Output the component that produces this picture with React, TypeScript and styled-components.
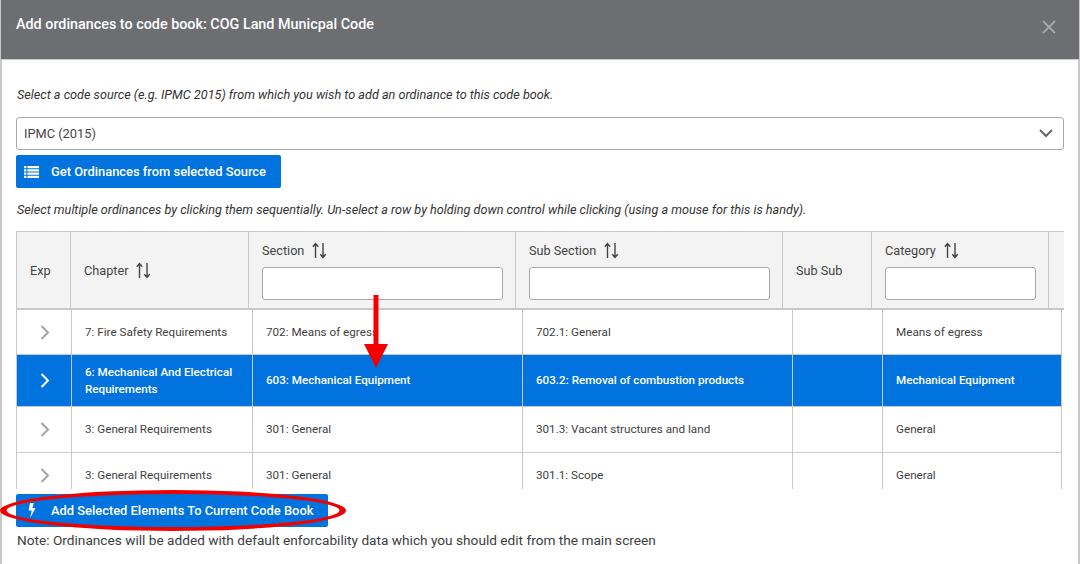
import React from "react";
import styled, { createGlobalStyle } from "styled-components";

const Global = createGlobalStyle`
  html, body { margin: 0; padding: 0; background: #fff; }
  body { font-family: Roboto, "Liberation Sans", sans-serif; color: #3d3d3d; overflow: hidden; }
  * { box-sizing: border-box; }
`;

const Dialog = styled.div`
  position: relative;
  width: 1080px;
  height: 564px;
  background: #fff;
  border-left: 2px solid #c8c8c8;
  border-right: 2px solid #c8c8c8;
`;
const Header = styled.header`
  display: flex;
  justify-content: space-between;
  height: 60px;
  margin: 0 -1px;
  padding: 16px 23px 0 15px;
  background: #6c6e72;
  border-bottom: 1px solid #c8c8c8;
  color: #fff;
`;
const Title = styled.h1`
  margin: 0;
  font-size: 14.35px;
  line-height: 18px;
  font-weight: 500;
`;
const Close = styled.svg`
  width: 14px;
  height: 14px;
  margin-top: 4px;
  stroke: #a6a7aa;
  stroke-width: 1.8;
  fill: none;
`;
const Body = styled.main`
  padding: 27px 14px 0 14px;
`;
const Hint = styled.p<{ $gap: number }>`
  margin: 0 0 ${(p) => p.$gap}px 1px;
  font-size: 12.66px;
  line-height: 16px;
  font-style: italic;
  color: #333;
`;
const SelectBox = styled.div`
  display: flex;
  align-items: center;
  justify-content: space-between;
  height: 33px;
  padding: 0 10px 0 7px;
  border: 1px solid #a8a8a8;
  border-radius: 3px;
  font-size: 12.8px;
  color: #444;
`;
const Button = styled.button<{ $width: number }>`
  display: flex;
  align-items: center;
  width: ${(p) => p.$width}px;
  height: 33px;
  padding: 0 0 0 8px;
  border: 0;
  border-radius: 2px;
  background: #0073de;
  color: #fff;
  font-family: inherit;
  font-size: 12.9px;
  font-weight: 500;
`;
const ButtonIcon = styled.span`
  display: flex;
  justify-content: center;
  width: 15px;
  margin-right: 12px;
`;
const GetButton = styled(Button)`
  margin: 5px 0 14px;
`;
const Table = styled.div`
  width: 1048px;
`;
const HeadRow = styled.div`
  display: grid;
  grid-template-columns: 54px 178px 267px 267px 89px 177px 1fr;
  height: 79px;
  background: #f3f3f3;
  border-top: 1px solid #c8c8c8;
  border-bottom: 2px solid #c8c8c8;
  border-left: 1px solid #c8c8c8;
`;
const HeadCell = styled.div`
  display: flex;
  flex-direction: column;
  justify-content: center;
  padding: 0 12px 0 13px;
  border-right: 1px solid #c8c8c8;
  font-size: 12.7px;
  color: #444;
`;
const BlankHead = styled.div`
  background: #f3f3f3;
`;
const HeadLabel = styled.div`
  display: flex;
  align-items: center;
  gap: 8px;
  height: 18px;
`;
const FilterInput = styled.input`
  width: 100%;
  height: 33px;
  margin: 8px 0 -1px;
  padding: 0 6px;
  background: #fff;
  border: 1px solid #a8a8a8;
  border-radius: 3px;
  outline: none;
`;
const Rows = styled.div`
  height: 179px;
  width: 1046px;
  overflow: hidden;
`;
const Row = styled.div<{ $h: number; $selected?: boolean }>`
  display: grid;
  grid-template-columns: 55px 181px 270px 270px 90px 179px;
  height: ${(p) => p.$h}px;
  background: ${(p) => (p.$selected ? "#0073de" : "#fff")};
  color: ${(p) => (p.$selected ? "#fff" : "#3f3f3f")};
  font-size: ${(p) => (p.$selected ? 11.65 : 11.68)}px;
  font-weight: ${(p) => (p.$selected ? 500 : 400)};
  border-left: 1px solid #c8c8c8;
  border-bottom: 1px solid #c8c8c8;
`;
const Cell = styled.div`
  display: flex;
  align-items: center;
  padding: 0 13px;
  border-right: 1px solid #c8c8c8;
  line-height: 17px;
`;
const ExpCell = styled(Cell)<{ $selected?: boolean }>`
  justify-content: center;
  padding: 0 0 0 1px;
  color: ${(p) => (p.$selected ? "#fff" : "#a3a3a3")};
`;
const Footer = styled.div`
  margin-top: 5px;
`;
const Note = styled.p`
  margin: 5px 0 0 1px;
  font-size: 13.66px;
  line-height: 16px;
  color: #3d3d3d;
`;
const Arrow = styled.svg`
  position: absolute;
  left: 362px;
  top: 295px;
  width: 24px;
  height: 73px;
`;
const Ellipse = styled.svg`
  position: absolute;
  left: -4px;
  top: 488px;
  width: 350px;
  height: 45px;
`;

const Sort = () => (
  <svg width="16" height="17" viewBox="0 0 16 17" fill="none" stroke="#444" strokeWidth="1.4">
    <path d="M3.500 16V2M.8 4.800 3.500 1.600 6.200 4.800M11 1v14M8.300 12.200l2.700 3.200 2.700-3.200" />
  </svg>
);
const Chevron = () => (
  <svg width="10" height="15" viewBox="0 0 10 15" fill="none" stroke="currentColor" strokeWidth="2">
    <path d="M1.500 1 8 7.500 1.500 14" />
  </svg>
);
const ListIcon = () => (
  <svg width="15" height="12" viewBox="0 0 15 12" fill="#fff">
    <path d="M0 0h2.400v2.200H0zM3.400 0H15v2.200H3.400zM0 3.200h2.400v2.200H0zM3.400 3.200H15v2.200H3.400zM0 6.500h2.400v2.200H0zM3.400 6.500H15v2.200H3.400zM0 9.800h2.400V12H0zM3.400 9.800H15V12H3.400z" />
  </svg>
);
const Bolt = () => (
  <svg width="8" height="15" viewBox="0 0 8 15" fill="#fff">
    <path d="M2 0h3.800L4.400 5H7.600L2.200 15l1.500-7.600H.6z" />
  </svg>
);

const rows = [
  { h: 45, cells: ["7: Fire Safety Requirements", "702: Means of egress", "702.1: General", "", "Means of egress"] },
  { h: 52, selected: true, cells: ["6: Mechanical And Electrical Requirements", "603: Mechanical Equipment", "603.2: Removal of combustion products", "", "Mechanical Equipment"] },
  { h: 46, cells: ["3: General Requirements", "301: General", "301.3: Vacant structures and land", "", "General"] },
  { h: 46, cells: ["3: General Requirements", "301: General", "301.1: Scope", "", "General"] },
];

export default function App() {
  return (
    <Dialog>
      <Global />
      <Header>
        <Title>Add ordinances to code book: COG Land Municpal Code</Title>
        <Close viewBox="0 0 14 14"><path d="M1 1l12 12M13 1 1 13" /></Close>
      </Header>
      <Body>
        <Hint $gap={14}>Select a code source (e.g. IPMC 2015) from which you wish to add an ordinance to this code book.</Hint>
        <SelectBox>
          IPMC (2015)
          <svg width="14" height="9" viewBox="0 0 14 9" fill="none" stroke="#666" strokeWidth="2"><path d="M1 1l6 6 6-6" /></svg>
        </SelectBox>
        <GetButton $width={265}>
          <ButtonIcon><ListIcon /></ButtonIcon>
          Get Ordinances from selected Source
        </GetButton>
        <Hint $gap={13}>Select multiple ordinances by clicking them sequentially. Un-select a row by holding down control while clicking (using a mouse for this is handy).</Hint>
        <Table>
          <HeadRow>
            <HeadCell>Exp</HeadCell>
            <HeadCell><HeadLabel>Chapter <Sort /></HeadLabel></HeadCell>
            <HeadCell><HeadLabel>Section <Sort /></HeadLabel><FilterInput /></HeadCell>
            <HeadCell><HeadLabel>Sub Section <Sort /></HeadLabel><FilterInput /></HeadCell>
            <HeadCell>Sub Sub</HeadCell>
            <HeadCell><HeadLabel>Category <Sort /></HeadLabel><FilterInput /></HeadCell>
            <BlankHead />
          </HeadRow>
          <Rows>
            {rows.map((r, i) => (
              <Row key={i} $h={r.h} $selected={r.selected}>
                <ExpCell $selected={r.selected}><Chevron /></ExpCell>
                {r.cells.map((c, j) => <Cell key={j}>{c}</Cell>)}
              </Row>
            ))}
          </Rows>
        </Table>
        <Footer>
          <Button $width={312}>
            <ButtonIcon><Bolt /></ButtonIcon>
            Add Selected Elements To Current Code Book
          </Button>
          <Note>Note: Ordinances will be added with default enforcability data which you should edit from the main screen</Note>
        </Footer>
      </Body>
      <Arrow viewBox="0 0 24 73">
        <path fill="#f50000" d="M9.500 0h5v49H24L12 73 0 49h9.500z" />
      </Arrow>
      <Ellipse viewBox="0 0 350 45">
        <path
          fillRule="evenodd"
          fill="#f20000"
          d="M2 22.500a173 20.500 0 1 0 346 0a173 20.500 0 1 0-346 0zM8.500 22.500a166.500 16.500 0 1 0 333 0a166.500 16.500 0 1 0-333 0z"
        />
      </Ellipse>
    </Dialog>
  );
}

+--

AIM OF THE EXERCISE ▸
Pick out all the lines with the word "React" in them and copy them.

SOLUTION FOR THIS TASK ▸
Output the component that produces this picture with React, TypeScript and styled-components.
import React from "react";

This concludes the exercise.